Note: sgRNA(MS2)-F is the sequencing primer for oligo sgRNA
5. Plasmid extraction and sequencing validation
Culture the positive clone in 10 ml Amp+ LB medium, and extract plasmid. UsesgRNA(MS2)-F as sequencing primer.
6. Lentivirus production
Lentiviral Production Protocol
The day before transfection:
The day before transfection, seed around 5×106 HEK293FT cells per 100mm petri dishes.
The day of transfection:
1. Check to make sure cells are at least 70% confluent before transfection
2. Combine the appropriate amount of plasmid DNAs in a 1.5ml conical tube:
For per100mm petri dish:
10 μg Lentivirus backbone plasmid harboring inteterest gene
4 μg pdR8.2. (structural vector)
2 μg pMDG2 (envelope vector)
16 μg in total
3. Add filtered water to a final volume of 878μ1.
4. Add 122μ1 2M CaCl2 and mix.
5. Drop 1000ul of 2xHBS to the abvove mixture slowly. Note: Shaking the tube continuously to avoid generating large particles
6. Sit mixture at room temperature for 2min.
7. Remove old media and replace with 9 ml new complete culture media.

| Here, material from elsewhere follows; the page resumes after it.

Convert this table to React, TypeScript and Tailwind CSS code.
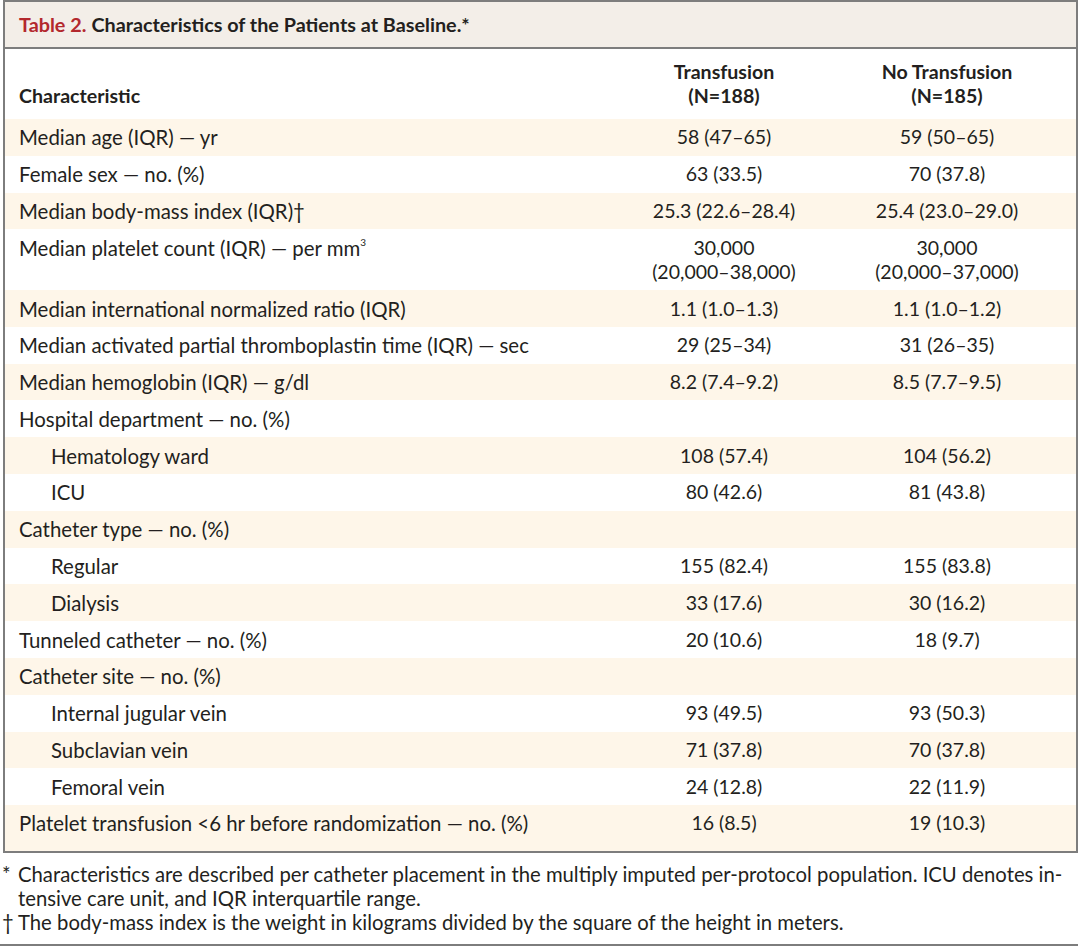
import React from "react";

type Row = { label: React.ReactNode; a?: React.ReactNode; b?: React.ReactNode; indent?: boolean; double?: boolean };

const rows: Row[] = [
  { label: "Median age (IQR) — yr", a: "58 (47–65)", b: "59 (50–65)" },
  { label: "Female sex — no. (%)", a: "63 (33.5)", b: "70 (37.8)" },
  { label: "Median body-mass index (IQR)†", a: "25.3 (22.6–28.4)", b: "25.4 (23.0–29.0)" },
  {
    label: (
      <>
        Median platelet count (IQR) — per mm<sup className="text-[10px] relative -top-[2px] align-super leading-none">3</sup>
      </>
    ),
    a: (
      <>
        30,000
        <br />
        (20,000–38,000)
      </>
    ),
    b: (
      <>
        30,000
        <br />
        (20,000–37,000)
      </>
    ),
    double: true,
  },
  { label: "Median international normalized ratio (IQR)", a: "1.1 (1.0–1.3)", b: "1.1 (1.0–1.2)" },
  { label: "Median activated partial thromboplastin time (IQR) — sec", a: "29 (25–34)", b: "31 (26–35)" },
  { label: "Median hemoglobin (IQR) — g/dl", a: "8.2 (7.4–9.2)", b: "8.5 (7.7–9.5)" },
  { label: "Hospital department — no. (%)" },
  { label: "Hematology ward", a: "108 (57.4)", b: "104 (56.2)", indent: true },
  { label: "ICU", a: "80 (42.6)", b: "81 (43.8)", indent: true },
  { label: "Catheter type — no. (%)" },
  { label: "Regular", a: "155 (82.4)", b: "155 (83.8)", indent: true },
  { label: "Dialysis", a: "33 (17.6)", b: "30 (16.2)", indent: true },
  { label: "Tunneled catheter — no. (%)", a: "20 (10.6)", b: "18 (9.7)" },
  { label: "Catheter site — no. (%)" },
  { label: "Internal jugular vein", a: "93 (49.5)", b: "93 (50.3)", indent: true },
  { label: "Subclavian vein", a: "71 (37.8)", b: "70 (37.8)", indent: true },
  { label: "Femoral vein", a: "24 (12.8)", b: "22 (11.9)", indent: true },
  { label: "Platelet transfusion <6 hr before randomization — no. (%)", a: "16 (8.5)", b: "19 (10.3)" },
];

export default function App() {
  return (
    <div
      className="w-[1080px] h-[949px] bg-white text-[#231f20] overflow-hidden"
      style={{ fontFamily: "Lato, 'Open Sans', sans-serif" }}
    >
      <div className="ml-[3px] w-[1075px] border-2 border-[#7d7d7d]">
        <div className="h-[47px] bg-[#f3eee8] border-b-2 border-[#7d7d7d] flex items-center pl-[14px] text-[19.8px] font-bold">
          <span className="text-[#b3282d]">Table 2.</span>
          <span className="ml-[5px]">Characteristics of the Patients at Baseline.*</span>
        </div>
        <div className="grid grid-cols-[1fr_220px_226px] pr-[16px] pt-[11px] pb-[11px] text-[19.6px] font-bold leading-[24px]">
          <div className="pl-[14px] self-end">Characteristic</div>
          <div className="text-center">
            Transfusion
            <br />
            (N=188)
          </div>
          <div className="text-center">
            No Transfusion
            <br />
            (N=185)
          </div>
        </div>
        {rows.map((r, i) => (
          <div
            key={i}
            className={`grid grid-cols-[1fr_220px_226px] pr-[16px] leading-[24px] pt-[6.4px] ${
              i === rows.length - 1 ? "pb-[15.4px]" : "pb-[6.4px]"
            } ${i % 2 === 0 ? "bg-[#fef6e9]" : "bg-white"}`}
          >
            <div className={`text-[20.4px] ${r.indent ? "pl-[46px]" : "pl-[14px]"}`}>{r.label}</div>
            <div className="text-center text-[19.5px]">{r.a}</div>
            <div className="text-center text-[19.5px]">{r.b}</div>
          </div>
        ))}
      </div>
      <div className="w-[1078px] border-b-2 border-[#7d7d7d] pt-[9px] pb-[10px] text-[20.3px] leading-[24px]">
        <div className="flex">
          <span className="w-[18px] shrink-0 pl-[2px]">*</span>
          <span className="whitespace-nowrap">
            Characteristics are described per catheter placement in the multiply imputed per-protocol population. ICU denotes in-
            <br />
            tensive care unit, and IQR interquartile range.
          </span>
        </div>
        <div className="flex">
          <span className="w-[18px] shrink-0 pl-[2px]">†</span>
          <span>The body-mass index is the weight in kilograms divided by the square of the height in meters.</span>
        </div>
      </div>
    </div>
  );
}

8. Add all of mixture to the cells gently and evenly. Swirl the petri dish to distribute evenly and put it back to incubator.
9. 8 hours later, Change media to remove the transfection reagent and replace with 12 ml new complete culture media
10. Generally, 72 hours after transfection , harvest cell culture supernatant containing lentivirus and filter through a 0.45μm filter.

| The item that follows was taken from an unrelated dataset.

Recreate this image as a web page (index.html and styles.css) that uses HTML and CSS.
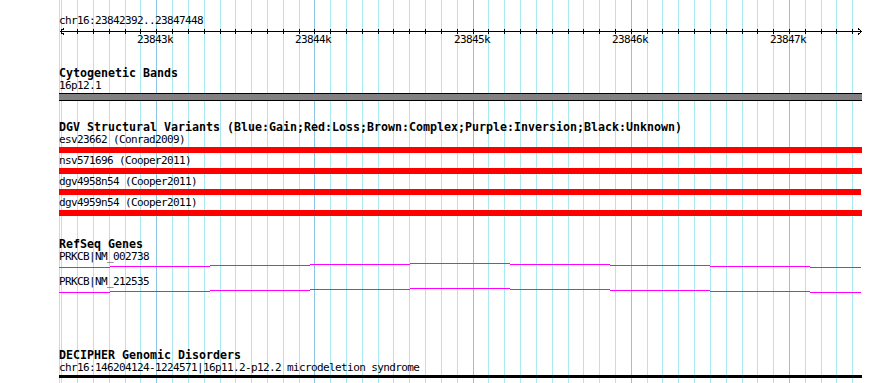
FILE: index.html
```html
<!DOCTYPE html>
<html lang="en">
<head>
<meta charset="utf-8">
<title>Genome browser</title>
<link rel="stylesheet" href="styles.css">
</head>
<body>
<div class="panel">
  <svg class="grid" width="803" height="383" viewBox="0 0 803 383" aria-hidden="true">
    <path class="grid-minor" d="M0.5 0V383M2.5 0V383M18.5 0V383M34.5 0V383M50.5 0V383M66.5 0V383M81.5 0V383M113.5 0V383M129.5 0V383M145.5 0V383M161.5 0V383M176.5 0V383M192.5 0V383M208.5 0V383M224.5 0V383M240.5 0V383M271.5 0V383M287.5 0V383M303.5 0V383M319.5 0V383M334.5 0V383M350.5 0V383M366.5 0V383M382.5 0V383M398.5 0V383M429.5 0V383M445.5 0V383M461.5 0V383M477.5 0V383M493.5 0V383M509.5 0V383M524.5 0V383M540.5 0V383M556.5 0V383M588.5 0V383M603.5 0V383M619.5 0V383M635.5 0V383M651.5 0V383M667.5 0V383M683.5 0V383M698.5 0V383M714.5 0V383M746.5 0V383M762.5 0V383M777.5 0V383M793.5 0V383"/>
    <path class="grid-major" d="M97.5 0V383M255.5 0V383M414.5 0V383M572.5 0V383M730.5 0V383"/>
  </svg>
  <div class="content">
    <div class="label">chr16:23842392..23847448</div>
    <svg class="ruler" width="803" height="19" viewBox="0 0 803 19">
      <path class="ruler-line" d="M1 4.5H803"/>
      <path class="ruler-line" d="M5 1.5L1.5 4.5L5 7.5M799 1.5L802.5 4.5L799 7.5"/>
      <path class="ruler-line" d="M2.5 2V7M18.5 2V7M34.5 2V7M50.5 2V7M66.5 2V7M81.5 2V7M97.5 2V7M113.5 2V7M129.5 2V7M145.5 2V7M161.5 2V7M176.5 2V7M192.5 2V7M208.5 2V7M224.5 2V7M240.5 2V7M255.5 2V7M271.5 2V7M287.5 2V7M303.5 2V7M319.5 2V7M334.5 2V7M350.5 2V7M366.5 2V7M382.5 2V7M398.5 2V7M414.5 2V7M429.5 2V7M445.5 2V7M461.5 2V7M477.5 2V7M493.5 2V7M509.5 2V7M524.5 2V7M540.5 2V7M556.5 2V7M572.5 2V7M588.5 2V7M603.5 2V7M619.5 2V7M635.5 2V7M651.5 2V7M667.5 2V7M683.5 2V7M698.5 2V7M714.5 2V7M730.5 2V7M746.5 2V7M762.5 2V7M777.5 2V7M793.5 2V7"/>
      <text class="ruler-text" x="78" y="16">23843k</text>
      <text class="ruler-text" x="236" y="16">23844k</text>
      <text class="ruler-text" x="395" y="16">23845k</text>
      <text class="ruler-text" x="553" y="16">23846k</text>
      <text class="ruler-text" x="711" y="16">23847k</text>
    </svg>

    <section class="track track-cyto">
      <div class="title">Cytogenetic Bands</div>
      <div class="label">16p12.1</div>
      <div class="band"></div>
    </section>

    <section class="track track-dgv">
      <div class="title">DGV Structural Variants (Blue:Gain;Red:Loss;Brown:Complex;Purple:Inversion;Black:Unknown)</div>
      <div class="variant">
        <div class="label">esv23662 (Conrad2009)</div>
        <div class="sv-bar"></div>
      </div>
      <div class="variant">
        <div class="label">nsv571696 (Cooper2011)</div>
        <div class="sv-bar"></div>
      </div>
      <div class="variant">
        <div class="label">dgv4958n54 (Cooper2011)</div>
        <div class="sv-bar" style="width:802px"></div>
      </div>
      <div class="variant">
        <div class="label">dgv4959n54 (Cooper2011)</div>
        <div class="sv-bar"></div>
      </div>
    </section>

    <section class="track track-genes">
      <div class="title">RefSeq Genes</div>
      <div class="gene">
        <div class="label">PRKCB|NM_002738</div>
        <svg class="gene-line" width="803" height="5" viewBox="0 0 803 5">
          <path d="M0 4.5H51M51 3.5H151M151 2.5H251M251 1.5H351M351 0.5H451M451 1.5H551M551 2.5H651M651 3.5H751M751 4.5H802"/>
        </svg>
      </div>
      <div class="gene">
        <div class="label">PRKCB|NM_212535</div>
        <svg class="gene-line" width="803" height="5" viewBox="0 0 803 5">
          <path d="M0 4.5H51M51 3.5H151M151 2.5H251M251 1.5H351M351 0.5H451M451 1.5H551M551 2.5H651M651 3.5H751M751 4.5H802"/>
        </svg>
      </div>
    </section>

    <section class="track track-decipher">
      <div class="title">DECIPHER Genomic Disorders</div>
      <div class="label">chr16:146204124-1224571|16p11.2-p12.2 microdeletion syndrome</div>
      <div class="disorder-bar"></div>
    </section>
  </div>
</div>
</body>
</html>
```

FILE: styles.css
```css
body {
  margin: 0;
  background: #ffffff;
}

.panel {
  position: relative;
  margin-left: 59px;
  width: 803px;
  height: 383px;
  overflow: hidden;
  font-family: "DejaVu Sans Mono", "Liberation Mono", monospace;
  color: #000;
}

.grid {
  position: absolute;
  left: 0;
  top: 0;
  width: 803px;
  height: 383px;
  shape-rendering: crispEdges;
}

.grid-minor {
  stroke: #a8e8ef;
  stroke-width: 1;
  fill: none;
}

.grid-major {
  stroke: #8cc4e4;
  stroke-width: 1;
  fill: none;
}

.content {
  position: relative;
  padding-top: 15px;
}

.label {
  font-size: 11px;
  letter-spacing: -0.62px;
  line-height: 12px;
  height: 12px;
  white-space: nowrap;
}

.title {
  font-size: 11.63px;
  font-weight: bold;
  line-height: 13px;
  height: 13px;
  white-space: nowrap;
}

.ruler {
  display: block;
  width: 803px;
  height: 19px;
}

.ruler-line {
  stroke: #000;
  stroke-width: 1;
  fill: none;
  shape-rendering: crispEdges;
}

.ruler-text {
  font-family: "DejaVu Sans Mono", "Liberation Mono", monospace;
  font-size: 11px;
  letter-spacing: -0.62px;
  fill: #000;
}

.track-cyto {
  margin-top: 21px;
}

.band {
  margin-top: 1px;
  height: 6px;
  border-top: 1px solid #000;
  border-bottom: 1px solid #000;
  background: #828082;
}

.track-dgv {
  margin-top: 20px;
}

.variant {
  margin-bottom: 2px;
}

.sv-bar {
  margin-top: 1px;
  height: 6px;
  background: #ff0000;
}

.track-genes {
  margin-top: 22px;
}

.gene {
  margin-bottom: 8px;
}

.gene-line {
  display: block;
  width: 803px;
  height: 5px;
  shape-rendering: crispEdges;
}

.gene-line path {
  stroke: #ff00ff;
  stroke-width: 1;
  fill: none;
}

.track-decipher {
  margin-top: 56px;
}

.disorder-bar {
  margin-top: 1px;
  height: 3px;
  background: #000;
}
```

11. Concentrate the lentivirus with PEG8000 or with ultra-speed centrifugation.
Transfection reagent stock preparation:
2 M CaCl2
2xHBS:50mM HEPES
10mM KCl
12mM Dextrose
280mM NaCl
1.5mM Na2HPO4
Resuspend in 900 ml H2O, adjust pH to 7.04 (with NaOH if using HEPES free acid, with HCl if using HEPES sodium salt). Raise volume to 1000 ml and carefully re-adjust final pH to 7.05 exactly (Note: pH needs to be very precise at pH 7.04 – 7.05). Filter through 0.22μM and store in aliquots at -20°C (good for up to 6 months).
Suggestions and Tips: You can also choose other transfection reagents including lipofectamine2000, PEI and Turbofect (Thermo/Fermentas). Remember that the transfection efficiency should be over 90 percent.